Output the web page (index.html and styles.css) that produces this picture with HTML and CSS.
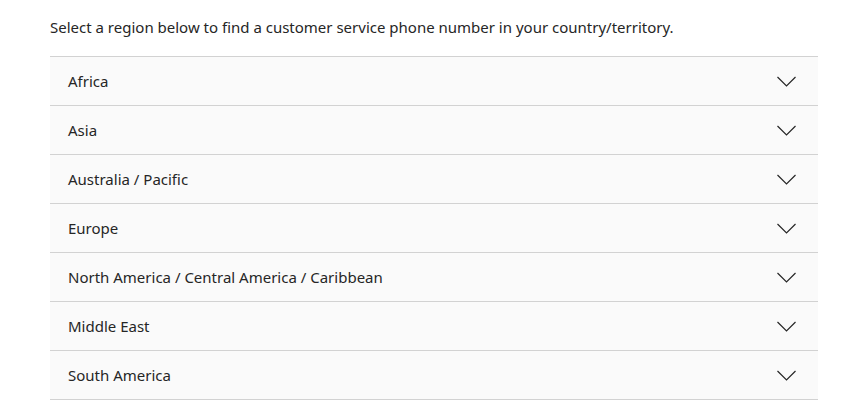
FILE: index.html
```html
<!DOCTYPE html>
<html lang="en">
<head>
<meta charset="utf-8">
<link rel="stylesheet" href="styles.css">
</head>
<body>
<main class="page">
  <p class="intro">Select a region below to find a customer service phone number in your country/territory.</p>
  <div class="accordion">
    <div class="row"><span>Africa</span><svg class="chev" width="19" height="11" viewBox="0 0 19 11"><path d="M0.5 1 L9.5 10 L18.5 1" fill="none" stroke="#262626" stroke-width="1.2"/></svg></div>
    <div class="row"><span>Asia</span><svg class="chev" width="19" height="11" viewBox="0 0 19 11"><path d="M0.5 1 L9.5 10 L18.5 1" fill="none" stroke="#262626" stroke-width="1.2"/></svg></div>
    <div class="row"><span>Australia / Pacific</span><svg class="chev" width="19" height="11" viewBox="0 0 19 11"><path d="M0.5 1 L9.5 10 L18.5 1" fill="none" stroke="#262626" stroke-width="1.2"/></svg></div>
    <div class="row"><span>Europe</span><svg class="chev" width="19" height="11" viewBox="0 0 19 11"><path d="M0.5 1 L9.5 10 L18.5 1" fill="none" stroke="#262626" stroke-width="1.2"/></svg></div>
    <div class="row"><span>North America / Central America / Caribbean</span><svg class="chev" width="19" height="11" viewBox="0 0 19 11"><path d="M0.5 1 L9.5 10 L18.5 1" fill="none" stroke="#262626" stroke-width="1.2"/></svg></div>
    <div class="row"><span>Middle East</span><svg class="chev" width="19" height="11" viewBox="0 0 19 11"><path d="M0.5 1 L9.5 10 L18.5 1" fill="none" stroke="#262626" stroke-width="1.2"/></svg></div>
    <div class="row"><span>South America</span><svg class="chev" width="19" height="11" viewBox="0 0 19 11"><path d="M0.5 1 L9.5 10 L18.5 1" fill="none" stroke="#262626" stroke-width="1.2"/></svg></div>
  </div>
</main>
</body>
</html>
```

FILE: styles.css
```css
html, body {
  margin: 0;
  padding: 0;
  background: #ffffff;
}
body {
  font-family: "Noto Sans", "Open Sans", sans-serif;
  color: #262626;
}
.page {
  width: 768px;
  margin-left: 50px;
  padding-top: 15px;
}
.intro {
  margin: 0 0 17px 0;
  font-size: 15px;
  line-height: 24px;
}
.accordion {
  border-top: 1px solid #d2d2d2;
}
.row {
  display: flex;
  align-items: center;
  justify-content: space-between;
  height: 48px;
  padding: 0 22px 0 18px;
  background: #fafafa;
  border-bottom: 1px solid #d2d2d2;
  font-size: 15px;
}
.chev {
  display: block;
}
```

┄┄┄┄┄┄

Print the whole listing above once more, word for word, without its pictures.

Output the web page (index.html and styles.css) that produces this picture with HTML and CSS.
FILE: index.html
```html
<!DOCTYPE html>
<html lang="en">
<head>
<meta charset="utf-8">
<link rel="stylesheet" href="styles.css">
</head>
<body>
<main class="page">
  <p class="intro">Select a region below to find a customer service phone number in your country/territory.</p>
  <div class="accordion">
    <div class="row"><span>Africa</span><svg class="chev" width="19" height="11" viewBox="0 0 19 11"><path d="M0.5 1 L9.5 10 L18.5 1" fill="none" stroke="#262626" stroke-width="1.2"/></svg></div>
    <div class="row"><span>Asia</span><svg class="chev" width="19" height="11" viewBox="0 0 19 11"><path d="M0.5 1 L9.5 10 L18.5 1" fill="none" stroke="#262626" stroke-width="1.2"/></svg></div>
    <div class="row"><span>Australia / Pacific</span><svg class="chev" width="19" height="11" viewBox="0 0 19 11"><path d="M0.5 1 L9.5 10 L18.5 1" fill="none" stroke="#262626" stroke-width="1.2"/></svg></div>
    <div class="row"><span>Europe</span><svg class="chev" width="19" height="11" viewBox="0 0 19 11"><path d="M0.5 1 L9.5 10 L18.5 1" fill="none" stroke="#262626" stroke-width="1.2"/></svg></div>
    <div class="row"><span>North America / Central America / Caribbean</span><svg class="chev" width="19" height="11" viewBox="0 0 19 11"><path d="M0.5 1 L9.5 10 L18.5 1" fill="none" stroke="#262626" stroke-width="1.2"/></svg></div>
    <div class="row"><span>Middle East</span><svg class="chev" width="19" height="11" viewBox="0 0 19 11"><path d="M0.5 1 L9.5 10 L18.5 1" fill="none" stroke="#262626" stroke-width="1.2"/></svg></div>
    <div class="row"><span>South America</span><svg class="chev" width="19" height="11" viewBox="0 0 19 11"><path d="M0.5 1 L9.5 10 L18.5 1" fill="none" stroke="#262626" stroke-width="1.2"/></svg></div>
  </div>
</main>
</body>
</html>
```

FILE: styles.css
```css
html, body {
  margin: 0;
  padding: 0;
  background: #ffffff;
}
body {
  font-family: "Noto Sans", "Open Sans", sans-serif;
  color: #262626;
}
.page {
  width: 768px;
  margin-left: 50px;
  padding-top: 15px;
}
.intro {
  margin: 0 0 17px 0;
  font-size: 15px;
  line-height: 24px;
}
.accordion {
  border-top: 1px solid #d2d2d2;
}
.row {
  display: flex;
  align-items: center;
  justify-content: space-between;
  height: 48px;
  padding: 0 22px 0 18px;
  background: #fafafa;
  border-bottom: 1px solid #d2d2d2;
  font-size: 15px;
}
.chev {
  display: block;
}
```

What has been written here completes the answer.